UniJapan Film Quarterly
- Editor-in-chief: Kuroda Toyoji
- Categories: Film trade magazine
- Frequency: Quarterly
- Founder: UniJapan Film, Association for the Diffusion of Japanese Films Abroad
- Founded: 1958
- First issue: July 1958
- Final issue: 1979
- Country: Japan
- Based in: Tokyo
- Language: English
- ISSN: 0041-6754
- OCLC: 977105436

= UniJapan Film Quarterly =

Film magazine in Japan (1958–1979)

UniJapan Film Quarterly was a free quarterly film trade magazine which was in circulation between 1958 and 1979 in Tokyo, Japan. It was published in English and covered films produced in Japan.

==History and profile==
UniJapan Film Quarterly was established by UniJapan Film, Association for the Diffusion of Japanese Films Abroad in 1958. Its first issue appeared in July that year. The founding association, UniJapan Film, was founded in 1957 and is a government-backed institution which aims at supporting the film industry in Japan. The Italian film magazine Unitalia Film inspired UniJapan Film Quarterly.

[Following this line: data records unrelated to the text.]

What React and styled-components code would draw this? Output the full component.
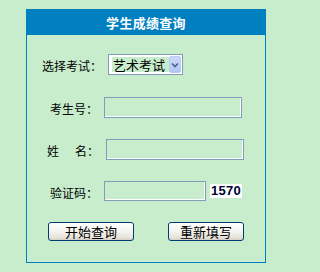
import React from "react";
import styled, { createGlobalStyle } from "styled-components";

const Global = createGlobalStyle`
  html, body { margin: 0; padding: 0; background: #c7edcc; }
  body { font-family: "Noto Sans CJK SC", "Liberation Sans", sans-serif; }
  * { box-sizing: border-box; }
`;

const Page = styled.div`
  padding: 9px 0 0 26px;
`;

const Panel = styled.div`
  width: 240px;
  height: 254px;
  border: 1px solid #0080c0;
  display: flex;
  flex-direction: column;
`;

const Header = styled.div`
  height: 25px;
  background: #0080c0;
  color: #fff;
  font-size: 13px;
  font-weight: bold;
  display: flex;
  align-items: center;
  justify-content: center;
  letter-spacing: 0.3px;
`;

const Body = styled.div`
  padding-top: 8px;
  display: flex;
  flex-direction: column;
`;

const Row = styled.div`
  height: ${(p) => p.$h}px;
  display: flex;
  align-items: center;
  padding-left: ${(p) => p.$indent}px;
`;

const Label = styled.span`
  font-size: 12px;
  color: #000;
  margin-right: ${(p) => p.$gap}px;
  white-space: nowrap;
  display: inline-flex;
  align-items: center;
  padding-top: 2px;
`;

const Spacer = styled.span`
  display: inline-block;
  width: ${(p) => p.$w}px;
`;

const SelectBox = styled.div`
  width: 75px;
  height: 21px;
  border: 1px solid #7f9db9;
  background: #fff;
  display: flex;
  align-items: center;
  padding: 1px 1px 1px 3px;
`;

const SelectText = styled.span`
  background: #c7edcc;
  font-size: 13px;
  line-height: 15px;
  padding: 0 1px;
  width: 57px;
  color: #000;
`;

const Arrow = styled.span`
  margin-left: auto;
  width: 12px;
  height: 17px;
  border-radius: 2px;
  background: linear-gradient(#cdd9fb, #b0c6f5);
  border: 1px solid #b8cbf6;
  display: flex;
  align-items: center;
  justify-content: center;
`;

const TextInput = styled.div`
  width: ${(p) => p.$w}px;
  height: ${(p) => p.$hh}px;
  border: 1px solid #7f9db9;
  box-shadow: inset -1px -1px 0 #fff;
`;

const Code = styled.span`
  margin-left: 4px;
  background: #fff;
  font-family: "Liberation Sans", Arial, sans-serif;
  font-weight: bold;
  font-size: 13px;
  line-height: 14px;
  padding: 0 1px;
  color: #000033;
  letter-spacing: 0.3px;
`;

const ButtonRow = styled.div`
  height: 38px;
  display: flex;
  align-items: center;
  padding-left: 21px;
`;

const Button = styled.div`
  width: ${(p) => p.$w}px;
  height: 19px;
  margin-right: ${(p) => p.$mr || 0}px;
  border: 1px solid #003c74;
  border-radius: 3px;
  background: linear-gradient(#ffffff 0%, #f4f3ee 50%, #e6e3da 85%, #d6d0c5 100%);
  font-size: 13px;
  display: flex;
  align-items: center;
  justify-content: center;
  color: #000;
`;

export default function App() {
  return (
    <>
      <Global />
      <Page>
        <Panel>
          <Header>学生成绩查询</Header>
          <Body>
            <Row $h={43} $indent={15}>
              <Label $gap={6}>选择考试：</Label>
              <SelectBox>
                <SelectText>艺术考试</SelectText>
                <Arrow>
                  <svg width="8" height="6" viewBox="0 0 8 6">
                    <path d="M1 1.5 L4 4.5 L7 1.5" fill="none" stroke="#4d6185" strokeWidth="1.6" />
                  </svg>
                </Arrow>
              </SelectBox>
            </Row>
            <Row $h={43} $indent={23}>
              <Label $gap={6}>考生号：</Label>
              <TextInput $w={138} $hh={21} />
            </Row>
            <Row $h={41} $indent={20}>
              <Label $gap={7}>
                姓<Spacer $w={16} />名：
              </Label>
              <TextInput $w={138} $hh={21} />
            </Row>
            <Row $h={42} $indent={23}>
              <Label $gap={6}>验证码：</Label>
              <TextInput $w={102} $hh={20} />
              <Code>1570</Code>
            </Row>
            <ButtonRow>
              <Button $w={86} $mr={34}>开始查询</Button>
              <Button $w={76}>重新填写</Button>
            </ButtonRow>
          </Body>
        </Panel>
      </Page>
    </>
  );
}
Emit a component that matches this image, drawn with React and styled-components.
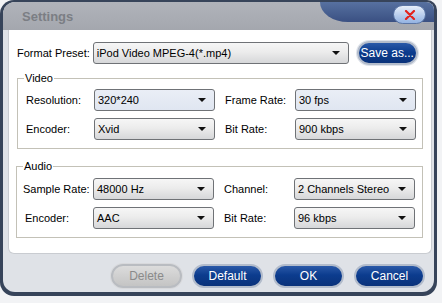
import React from "react";
import styled, { createGlobalStyle } from "styled-components";

const Global = createGlobalStyle`
  html, body {
    margin: 0;
    padding: 0;
    background: #f2f3f5;
  }
  body {
    font-family: "Liberation Sans", Arial, sans-serif;
    font-size: 11px;
  }
`;

const App = () => {
  return (
    <>
      <Global />
      <Window>
        <Inner>
          <TitleBar>
            <Title>Settings</Title>
            <Tab>
              <CloseButton>
                <svg width="12" height="10" viewBox="0 0 12 10">
                  <path
                    d="M2 1 L10 9 M10 1 L2 9"
                    stroke="#e3221c"
                    strokeWidth="2.2"
                    strokeLinecap="round"
                  />
                </svg>
              </CloseButton>
            </Tab>
          </TitleBar>
          <Body>
            <Panel>
              <PresetRow>
                <Label>Format Preset:</Label>
                <Select $width={256}>iPod Video MPEG-4(*.mp4)</Select>
                <SaveButton>Save as...</SaveButton>
              </PresetRow>
              <Group>
                <Legend>Video</Legend>
                <Grid>
                  <Label>Resolution:</Label>
                  <Select $tint>320*240</Select>
                  <Label>Frame Rate:</Label>
                  <Select $tint>30 fps</Select>
                  <Label>Encoder:</Label>
                  <Select>Xvid</Select>
                  <Label>Bit Rate:</Label>
                  <Select>900 kbps</Select>
                </Grid>
              </Group>
              <Group $audio>
                <Legend>Audio</Legend>
                <Grid>
                  <Label $shift={-2}>Sample Rate:</Label>
                  <Select>48000 Hz</Select>
                  <Label>Channel:</Label>
                  <Select>2 Channels Stereo</Select>
                  <Label>Encoder:</Label>
                  <Select>AAC</Select>
                  <Label>Bit Rate:</Label>
                  <Select>96 kbps</Select>
                </Grid>
              </Group>
            </Panel>
            <Footer>
              <PillButton $disabled>Delete</PillButton>
              <PillButton>Default</PillButton>
              <PillButton>OK</PillButton>
              <PillButton>Cancel</PillButton>
            </Footer>
          </Body>
        </Inner>
      </Window>
    </>
  );
};

const Window = styled.div`
  width: 437px;
  height: 296px;
  box-sizing: border-box;
  padding: 2px 3px 4px 3px;
  background: #37445a;
  border-radius: 14px 10px 14px 14px;
  display: flex;
`;

const Inner = styled.div`
  flex: 1;
  display: flex;
  flex-direction: column;
  background: #dfe2e7;
  border-radius: 12px 8px 12px 12px;
  overflow: hidden;
`;

const TitleBar = styled.div`
  height: 28px;
  display: flex;
  align-items: flex-start;
  background: linear-gradient(#b0b3ba, #a4a7ae);
  flex-shrink: 0;
`;

const Title = styled.div`
  flex: 1;
  padding: 7px 0 0 19px;
  font-family: "Liberation Sans", Arial, sans-serif;
  font-weight: bold;
  font-size: 13px;
  color: #7b7e84;
`;

const Tab = styled.div`
  width: 114px;
  height: 20px;
  display: flex;
  align-items: flex-start;
  justify-content: flex-end;
  background: linear-gradient(#5771a0, #3a5082);
  border-bottom-left-radius: 28px 20px;
`;

const CloseButton = styled.div`
  width: 33px;
  height: 19px;
  box-sizing: border-box;
  margin: 3px 8px 0 0;
  border-radius: 10px;
  border: 1px solid #5b76a6;
  background: linear-gradient(#e6eefa, #bcd0ee 50%, #94b3e2);
  display: flex;
  align-items: center;
  justify-content: center;
`;

const Body = styled.div`
  flex: 1;
  display: flex;
  flex-direction: column;
  padding: 0 2px 0 5px;
`;

const Panel = styled.div`
  height: 224px;
  box-sizing: border-box;
  background: #ffffff;
  border: 1px solid #c9ccd1;
  border-top: none;
  border-radius: 0 0 6px 6px;
  padding: 11px 8px 0 8px;
`;

const PresetRow = styled.div`
  display: flex;
  align-items: center;
  gap: 3px;
  height: 24px;
`;

const Label = styled.div`
  color: #000;
  font-size: 11px;
  white-space: nowrap;
  margin-left: ${(p) => p.$shift || 0}px;
`;

const Select = styled.div`
  position: relative;
  width: ${(p) => (p.$width ? `${p.$width}px` : "auto")};
  height: 22px;
  box-sizing: border-box;
  border: 1px solid #6f7276;
  border-radius: 3px;
  background: ${(p) =>
    p.$tint
      ? "linear-gradient(#eaeef6, #e0e6f1)"
      : "linear-gradient(#f6f6f6, #ececec 45%, #d6d7d9)"};
  display: flex;
  align-items: center;
  padding-left: 3px;
  font-size: 11px;
  color: #000;
  white-space: nowrap;
  overflow: hidden;

  &::after {
    content: "";
    position: absolute;
    right: 8px;
    top: 8px;
    border-left: 4px solid transparent;
    border-right: 4px solid transparent;
    border-top: 4px solid #111;
  }
`;

const Group = styled.fieldset`
  margin: ${(p) => (p.$audio ? "11px 0 0 -1px" : "7px 0 0 0")};
  padding: ${(p) => (p.$audio ? "5px 8px 8px 8px" : "4px 8px 8px 8px")};
  border: 1px solid #c3c1b7;
  min-width: 0;
`;

const Legend = styled.legend`
  padding: 0 1px;
  margin-left: -2px;
  font-size: 11px;
  line-height: 13px;
  color: #000;
`;

const Grid = styled.div`
  display: grid;
  grid-template-columns: 58px 121px 60px 121px;
  column-gap: 10px;
  row-gap: 7px;
  align-items: center;
`;

const Footer = styled.div`
  flex: 1;
  display: flex;
  justify-content: flex-end;
  align-items: flex-start;
  gap: 10px;
  padding: 10px 7px 0 0;
`;

const PillButton = styled.div`
  width: ${(p) => p.$width || 71}px;
  height: 24px;
  box-sizing: border-box;
  border-radius: 12px;
  border: 2px solid ${(p) => (p.$disabled ? "#b9bcc1" : "#b3bccb")};
  background: ${(p) =>
    p.$disabled
      ? "linear-gradient(#dcdcdc, #c4c4c4)"
      : "linear-gradient(#2a59a8, #0c3c8e 45%, #0a327a)"};
  color: ${(p) => (p.$disabled ? "#8a8a8a" : "#ffffff")};
  font-size: 12px;
  display: flex;
  align-items: center;
  justify-content: center;
  box-shadow: 0 0 0 1px ${(p) => (p.$disabled ? "#d8d9dc" : "#dfe3ea")};
`;

const SaveButton = styled(PillButton)`
  width: 61px;
  margin-left: 5px;
`;

export default App;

Throughout its life time the directors of UniJapan Film Quarterly were Kawakita Nagamasa and Hori Kyusaku. The magazine's sole editor-in-chief was Kuroda Toyoji. Its editorial board members were all Japanese except for Lewis Bush who served in the board from 1960 to 1968.

The magazine was free of charge. It was based in Tokyo and featured articles about the Japanese films and soap operas. The magazine also covered film reviews which increased the marketing options of the Japanese films since it was published in English making it possible for the magazine to reach larger audience. In addition it was regularly sent to film-related institutions, producers, distributors and exhibitors, and newspapers in different countries. UniJapan Film Quarterly folded in September 1979 and was replaced by another magazine entitled Japanese Film.

Some issues of UniJapan Film Quarterly were kept by bookstores in Paris, France. The National Diet Library has the digital archive of the magazine.